Eagles safety Andrew Sendejo played for Minnesota from 2011 through 2018, including, yes, every Eagles fan’s favorite Sendejo moment, when LeGarrette Blount dragged him into the end zone on an 11-yard touchdown run during the Eagles’ 38-7 banishment of the Vikings in the NFC championship game.
This week Sendejo faces his old team, when the Eagles travel to U.S. Bank Stadium, site of their Super Bowl LII triumph. Player-facing-former-team stuff happens a lot in the NFL, and there is always discussion of what the player can tell his new coaches and teammates about what they can expect. Usually, this gets downplayed. On Tuesday, Eagles offensive coordinator Mike Groh seemed to lean the other way, at least a little, Groh maybe wanting to plant a little something for Vikings coach Mike Zimmer to worry about.
Asked if he’ll use Sendejo as a resource, Groh said: “No, we wouldn’t ask him anything,” and grinned broadly.
Seriously, dude, we have stories to write here.
“He was there a long time. He knows the calls,” Groh said. “He’s in our system now defensively, so it’s not as fresh to him, but there are some things here and there that he might remember.”
Cornerback Craig James made his first NFL start Sunday against the Jets and played 57 of 59 snaps. It was hard to tell exactly how well he played, given the Jets’ ineptitude, but Eagles defensive coordinator Jim Schwartz said he made strides.

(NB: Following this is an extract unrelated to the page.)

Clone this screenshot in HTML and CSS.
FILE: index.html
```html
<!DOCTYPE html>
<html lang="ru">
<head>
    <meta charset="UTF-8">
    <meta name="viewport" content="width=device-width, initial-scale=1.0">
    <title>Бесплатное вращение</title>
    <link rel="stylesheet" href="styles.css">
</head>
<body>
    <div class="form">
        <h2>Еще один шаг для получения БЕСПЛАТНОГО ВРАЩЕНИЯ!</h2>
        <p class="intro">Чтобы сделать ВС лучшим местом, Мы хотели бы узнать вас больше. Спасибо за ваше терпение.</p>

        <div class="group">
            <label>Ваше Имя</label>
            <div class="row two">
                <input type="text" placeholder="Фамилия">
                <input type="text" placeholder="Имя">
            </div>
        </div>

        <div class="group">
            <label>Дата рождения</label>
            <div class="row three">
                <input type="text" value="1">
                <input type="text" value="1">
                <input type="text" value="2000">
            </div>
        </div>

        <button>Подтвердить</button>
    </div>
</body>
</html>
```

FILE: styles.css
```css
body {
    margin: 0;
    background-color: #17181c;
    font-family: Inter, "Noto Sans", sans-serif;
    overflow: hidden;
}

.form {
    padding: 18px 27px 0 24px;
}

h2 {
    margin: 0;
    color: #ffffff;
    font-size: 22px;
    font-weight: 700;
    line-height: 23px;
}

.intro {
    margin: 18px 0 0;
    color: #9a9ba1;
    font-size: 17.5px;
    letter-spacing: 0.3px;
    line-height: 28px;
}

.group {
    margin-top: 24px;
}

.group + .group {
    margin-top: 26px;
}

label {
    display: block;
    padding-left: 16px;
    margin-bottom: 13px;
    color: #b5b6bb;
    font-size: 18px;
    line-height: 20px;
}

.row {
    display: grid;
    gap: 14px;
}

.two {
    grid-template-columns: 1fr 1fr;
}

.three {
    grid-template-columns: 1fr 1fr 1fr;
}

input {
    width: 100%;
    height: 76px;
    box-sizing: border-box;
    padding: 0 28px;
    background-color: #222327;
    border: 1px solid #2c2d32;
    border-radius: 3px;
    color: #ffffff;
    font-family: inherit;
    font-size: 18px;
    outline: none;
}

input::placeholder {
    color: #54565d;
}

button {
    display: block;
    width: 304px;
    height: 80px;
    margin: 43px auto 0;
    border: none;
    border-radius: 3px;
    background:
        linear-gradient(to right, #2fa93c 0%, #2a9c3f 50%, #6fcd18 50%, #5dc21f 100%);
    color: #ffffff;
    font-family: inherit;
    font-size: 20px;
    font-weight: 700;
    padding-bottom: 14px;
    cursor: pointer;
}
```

“Had a tough start. Missed a tackle against Le’Veon Bell, which -- I don’t know, I mean, Le’Veon Bell is a tough matchup out there -- but missed a tackle, got a [defensive holding penalty], and you could tell that they were going to try to test him as much as they could, but he settled down after that,” Schwartz said.
"I think we talked in here a lot about that with corners, how you’re always on display and you can’t let a couple bad plays affect you. Well, he lived that on Sunday. He didn’t let a couple bad plays shake his confidence. He was there the rest of the time.
“I think he had a really nice coverage on [Jets wide receiver Jamison] Crowder. Limiting Crowder’s touches in this game was big for us. ... Tackled well in the run game. All things you want to see from a young player. I thought that was a big step from him.”